Database management systems (DBMSs) such as SQL Server are widely used to search structured data. It is impractical, however, to search unstructured data (e.g., text documents) the same way structured data is searched in part because doing so is too expensive. For example, in order to retrieve information from structured data in a database, a user typically provides a query (written in a query language such as SQL), where the query specifies the structured information to be retrieved (the search term or terms), the field in which the search term is to be found and the manner in which the retrieved information is to be manipulated or evaluated in order to provide a useful result, which is typically a relational operator or a function. To process the query, the database system typically converts the query into a relational expression that describes algebraically the result specified by the query. The relational expression is used to produce an execution plan, which describes particular steps to be taken by a computer to produce the requested result. Because the search term and the field where the search term is sought are specified, such results can be returned quickly. Moreover, indexes based on key fields (e.g., an index based on name or social security number for a personnel database) routinely assist in efficient searching.

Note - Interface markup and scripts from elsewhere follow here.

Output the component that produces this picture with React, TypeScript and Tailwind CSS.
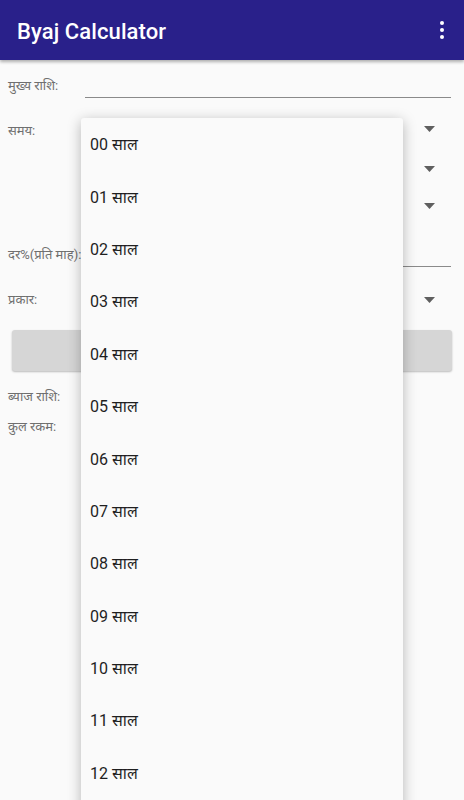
import React from "react";

const font = { fontFamily: 'Roboto, "Noto Sans", "Noto Sans Devanagari", sans-serif' };

function Arrow() {
  return (
    <svg width="11" height="6" viewBox="0 0 11 6" className="block">
      <path d="M0 0 L11 0 L5.5 6 Z" fill="#5f5f5f" />
    </svg>
  );
}

const items = Array.from({ length: 13 }, (_, i) => `${String(i).padStart(2, "0")} साल`);

export default function App() {
  return (
    <div className="relative w-[464px] h-[800px] overflow-hidden bg-[#fafafa]" style={font}>
      <div className="relative z-10 h-[60px] bg-[#29208a] flex items-center justify-between pl-[17px] pr-[20px] pt-[2px] shadow-[0_2px_3px_rgba(0,0,0,0.3)]">
        <span className="text-white text-[22px] font-medium tracking-[0.1px]">Byaj Calculator</span>
        <div className="flex flex-col gap-[2.5px] items-center mb-[2px]">
          <span className="w-[4.5px] h-[4.5px] rounded-full bg-white" />
          <span className="w-[4.5px] h-[4.5px] rounded-full bg-white" />
          <span className="w-[4.5px] h-[4.5px] rounded-full bg-white" />
        </div>
      </div>

      <div className="flex flex-col text-[13px] text-[#6f6f6f]">
        <div className="mt-[4px] h-[44px] flex items-center pl-[8px] pr-[13px]">
          <span className="w-[77px]">मुख्य राशि:</span>
          <div className="flex-1 h-[23px] border-b border-[#8a8a8a]" />
        </div>
        <div className="h-[42px] flex items-center pl-[8px] pr-[29px]">
          <span className="flex-1 pt-[4px]">समय:</span>
          <Arrow />
        </div>
        <div className="h-[37px] flex items-center justify-end pr-[29px]">
          <Arrow />
        </div>
        <div className="h-[38px] flex items-center justify-end pr-[29px]">
          <Arrow />
        </div>
        <div className="h-[60px] flex items-center pl-[8px] pr-[13px]">
          <span className="w-[77px] whitespace-nowrap">दर%(प्रति माह):</span>
          <div className="flex-1 h-[23px] border-b border-[#8a8a8a]" />
        </div>
        <div className="h-[30px] flex items-center pl-[8px] pr-[29px]">
          <span className="flex-1">प्रकार:</span>
          <Arrow />
        </div>
        <div className="mt-[15px] mx-[12px] h-[41px] rounded-[3px] bg-[#d6d6d6] shadow-[0_1px_2px_rgba(0,0,0,0.25)]" />
        <div className="mt-[14px] h-[24px] flex items-center pl-[8px]">ब्याज राशि:</div>
        <div className="mt-[6px] h-[24px] flex items-center pl-[8px]">कुल रकम:</div>
      </div>

      <div className="absolute z-20 left-[81px] top-[118px] w-[322px] h-[700px] bg-[#fafafa] rounded-[3px] shadow-[0_3px_14px_rgba(0,0,0,0.28)] pt-[1px]">
        {items.map((t) => (
          <div key={t} className="h-[52.4px] flex items-center pl-[9px] text-[16px] text-[#1f1f1f]">
            {t}
          </div>
        ))}
      </div>
    </div>
  );
}
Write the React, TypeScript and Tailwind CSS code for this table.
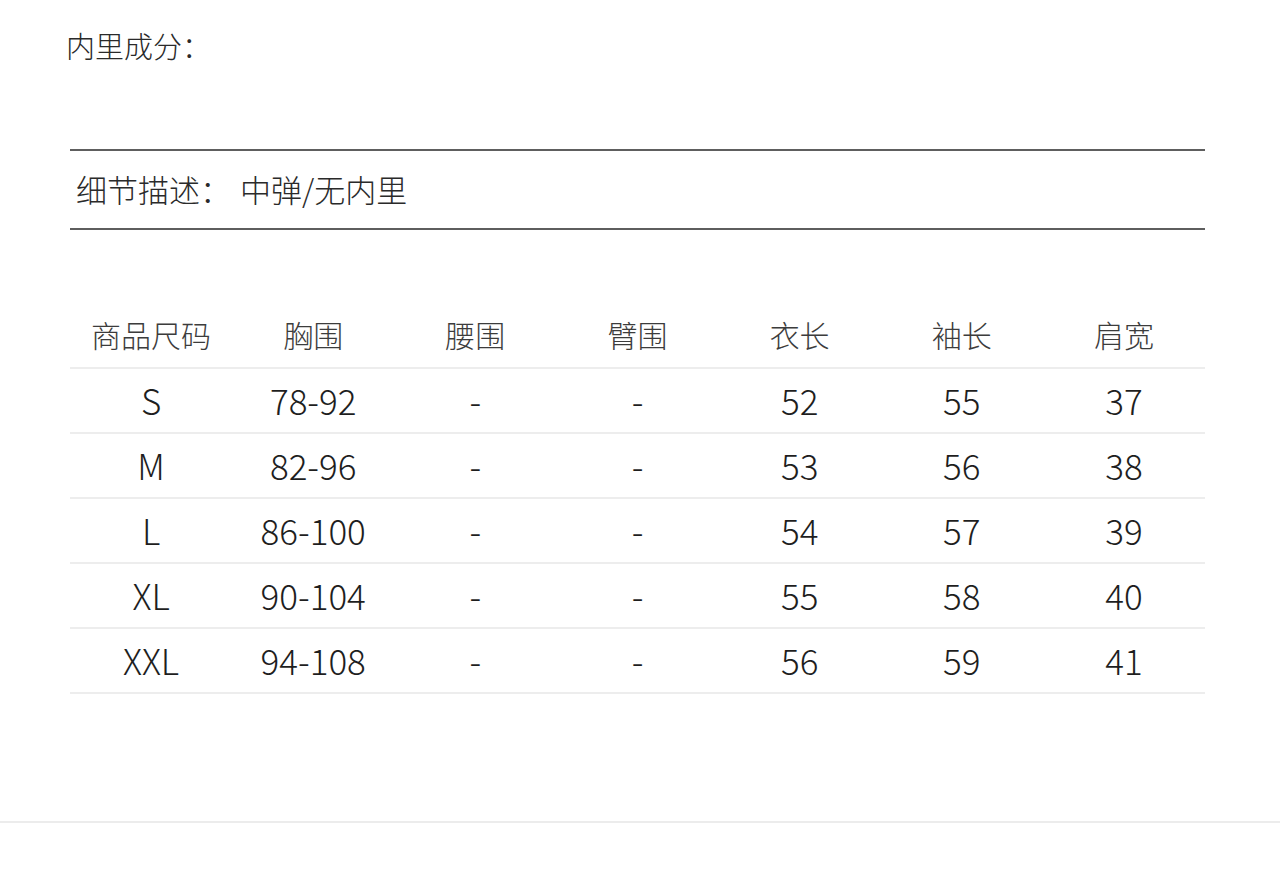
const headers = ["商品尺码", "胸围", "腰围", "臂围", "衣长", "袖长", "肩宽"];

const rows = [
	["S", "78-92", "-", "-", "52", "55", "37"],
	["M", "82-96", "-", "-", "53", "56", "38"],
	["L", "86-100", "-", "-", "54", "57", "39"],
	["XL", "90-104", "-", "-", "55", "58", "40"],
	["XXL", "94-108", "-", "-", "56", "59", "41"],
];

export default function App() {
	return (
		<div
			className="w-[1280px] h-[883px] bg-white text-[#222] font-light"
			style={{ fontFamily: '"Noto Sans CJK SC", "Noto Sans", sans-serif' }}
		>
			{/* Lining */}
			<div className="pt-[25px] pl-[66px] h-[65px] text-[29px] leading-[40px] text-[#2a2a2a]">
				内里成分：
			</div>

			<div className="ml-[70px] w-[1135px] mt-[84px]">
				{/* Detail */}
				<div className="h-[2px] bg-[#5e5e5e]" />
				<div className="h-[77px] flex items-center pl-[6px] text-[31px] text-[#2a2a2a]">
					<span>细节描述：</span>
					<span className="ml-[9px]">中弹/无内里</span>
				</div>
				<div className="h-[2px] bg-[#5e5e5e]" />

				{/* Size table */}
				<div className="mt-[74px]">
					<div className="grid grid-cols-7 h-[65px] pb-[4px] items-center border-b-2 border-[#ededed] text-[30px] text-[#3c3c3c]">
						{headers.map((h) => (
							<div key={h} className="text-center leading-none">
								{h}
							</div>
						))}
					</div>
					{rows.map((r) => (
						<div
							key={r[0]}
							className="grid grid-cols-7 h-[65px] pb-[2px] items-center border-b-2 border-[#ededed] text-[35px] text-[#1e1e1e]"
						>
							{r.map((c, i) => (
								<div key={i} className="text-center leading-none">
									{c}
								</div>
							))}
						</div>
					))}
				</div>
			</div>

			<div className="mt-[127px] h-[2px] bg-[#ececec]" />
		</div>
	);
}
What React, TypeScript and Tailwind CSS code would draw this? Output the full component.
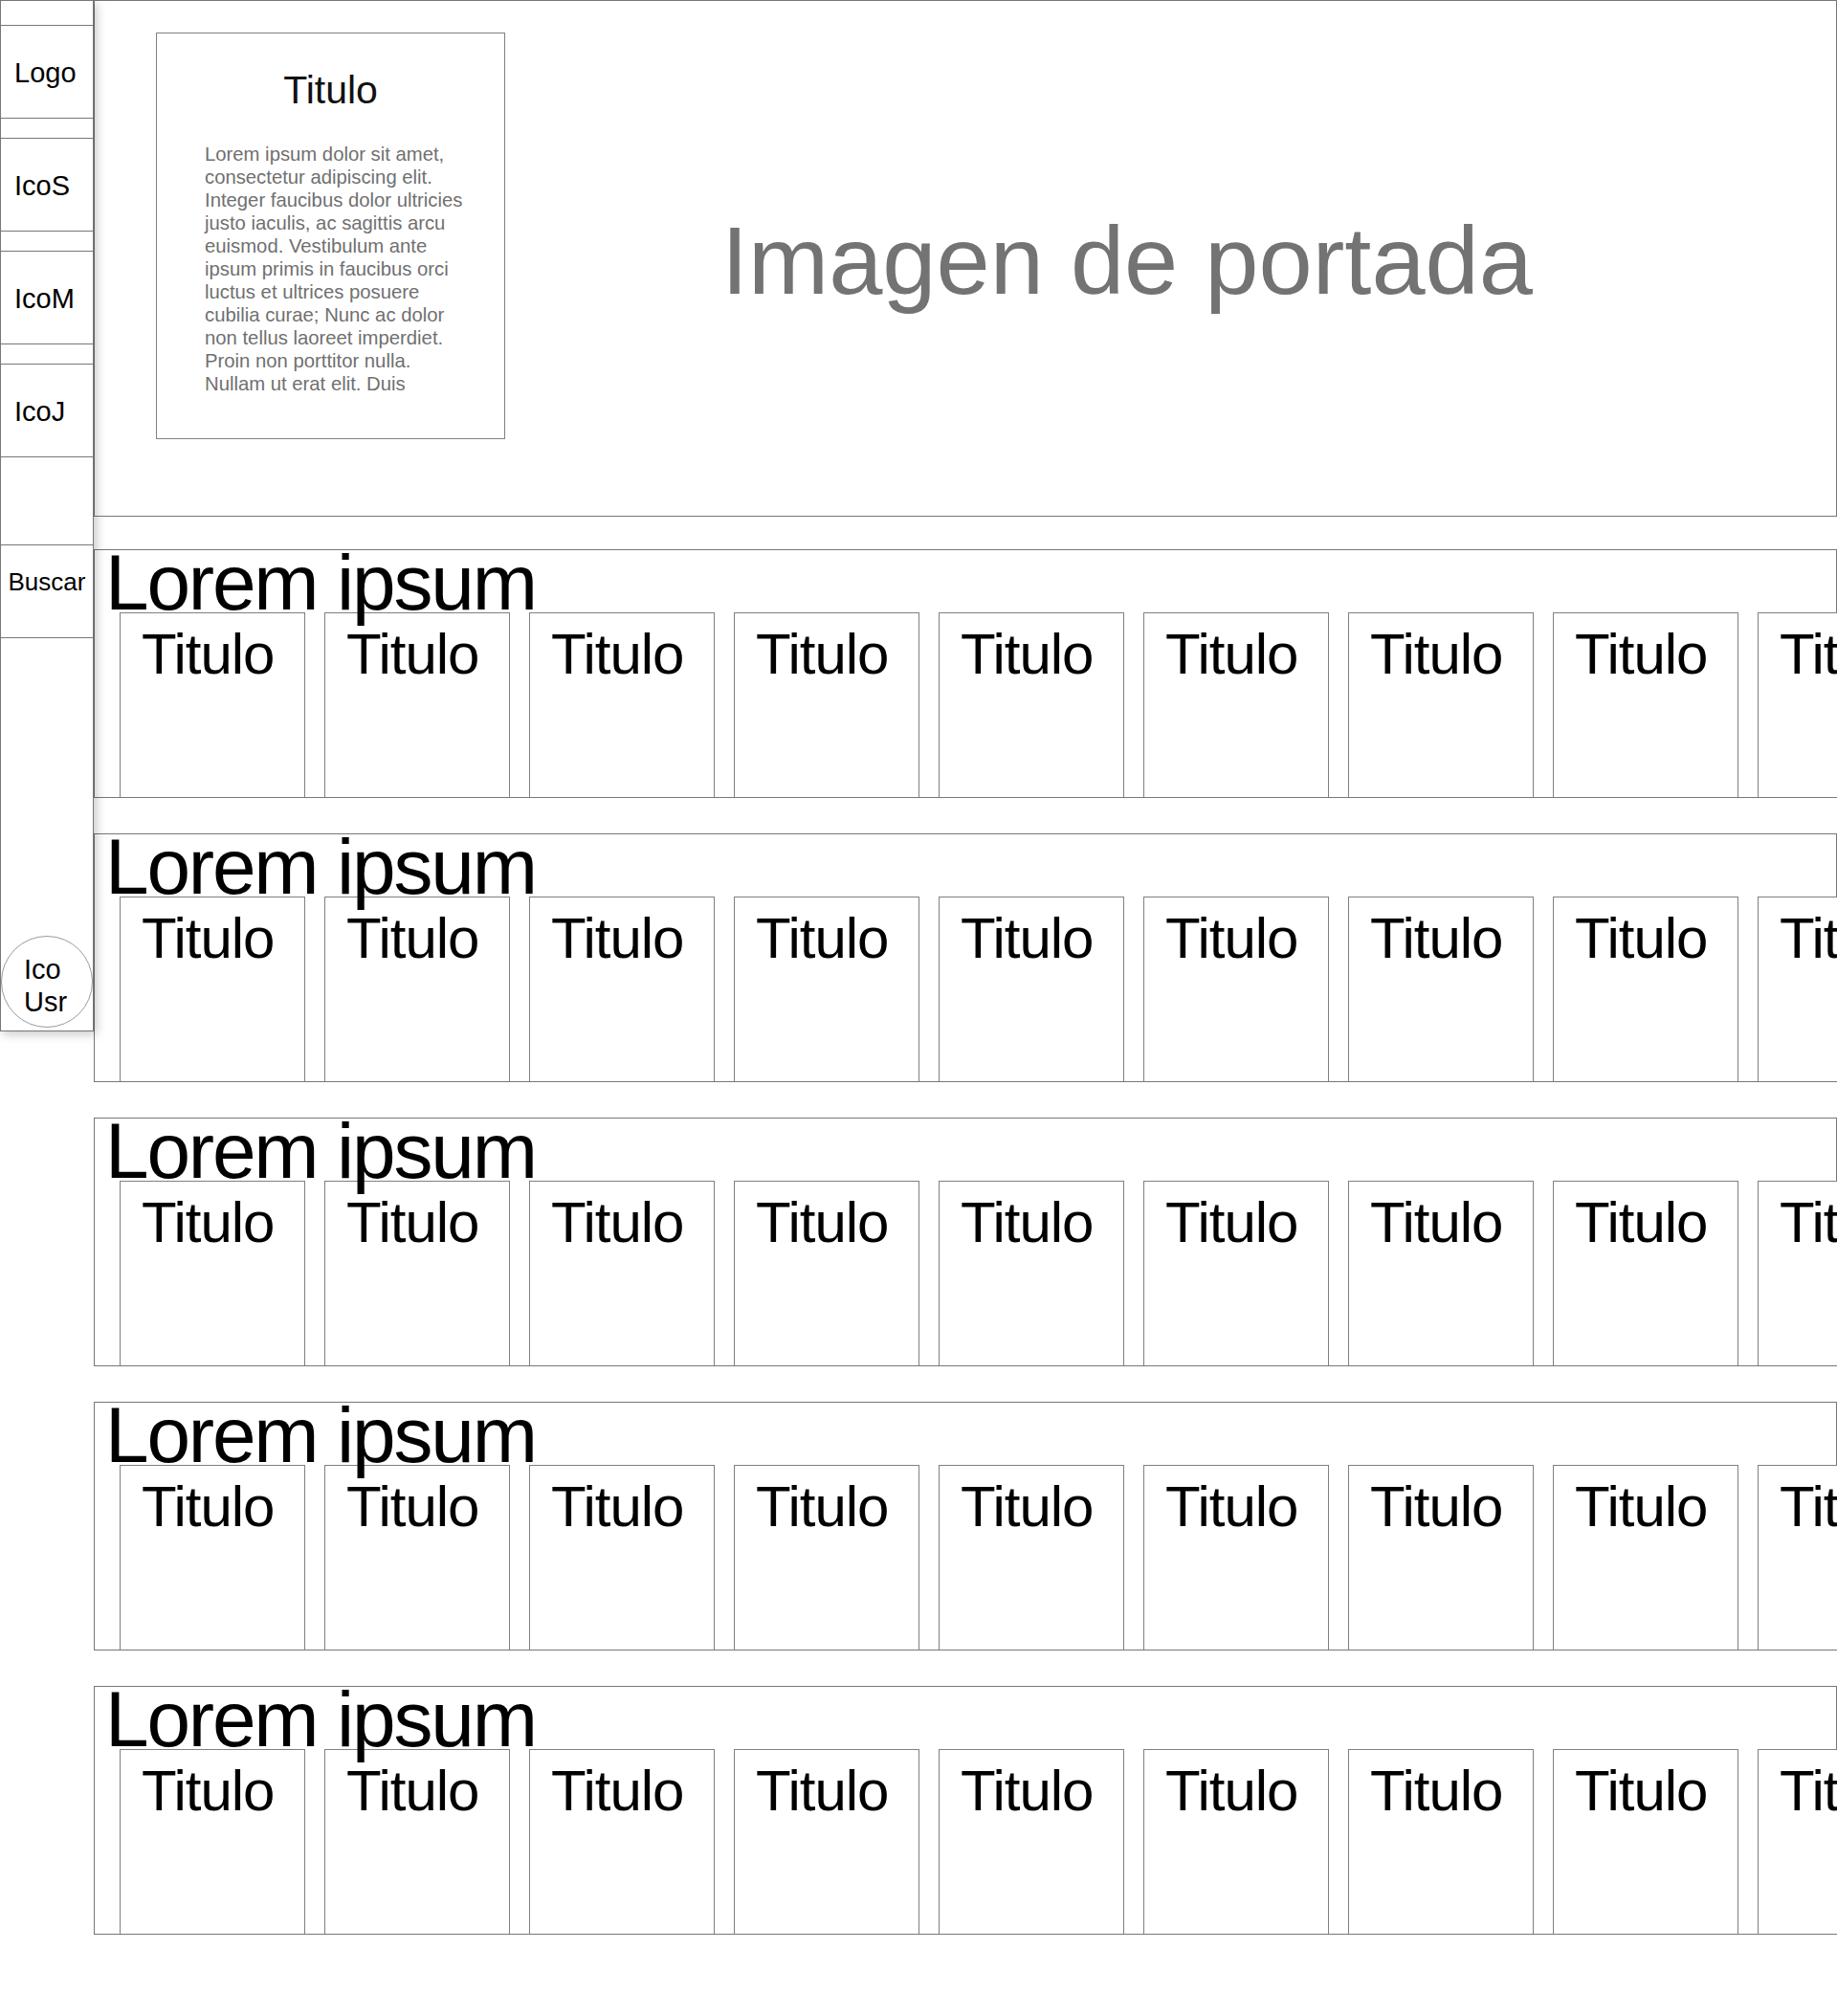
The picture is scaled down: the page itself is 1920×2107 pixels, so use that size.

A similarly conducted search for the same search term in unstructured data would require a word-by-word search of the entire text database and is simply unworkable and impractical. Conventional solutions to this problem typically involve the creation of an inverted index for searching documents by building a custom data structure external to the database system before a search query is entered. These solutions usually involve pulling data out of the database via bridges or gateways and storing the data as files in the file system so that textual indexing can be applied. Some other conventional systems actually store index data in a database but use an external engine to build and query the index. This approach does not provide a seamless way for a user to combine a textual query with a regular structured relational query and limits the extent to which a query can be optimized.
Although full-text searching is frequently a capability of database management systems, the conventional implementation of full-text search is unable to take advantage of the features of the database management system. Database management systems are generally unable to accommodate full-text searching of documents within the structure of the database because the full-text capabilities are only loosely coupled therewith. For instance, typically, the index created to search a document database is not itself part of the database system (i.e., is separate from the database's index system). Because the index created is not part of the database system, certain limitations arise and certain highly advantageous aspects of database systems do not apply to typical full-text search systems.
Accordingly, there is a need in the art for a full-text search system that can employ separately provided index schemas and ranking algorithms to efficiently generate relevant results for targeted domains. Furthermore, there is a need for a full-text search system that can be tightly integrated with a database management system to, inter alia, leverage the highly optimized and advantageous features thereof.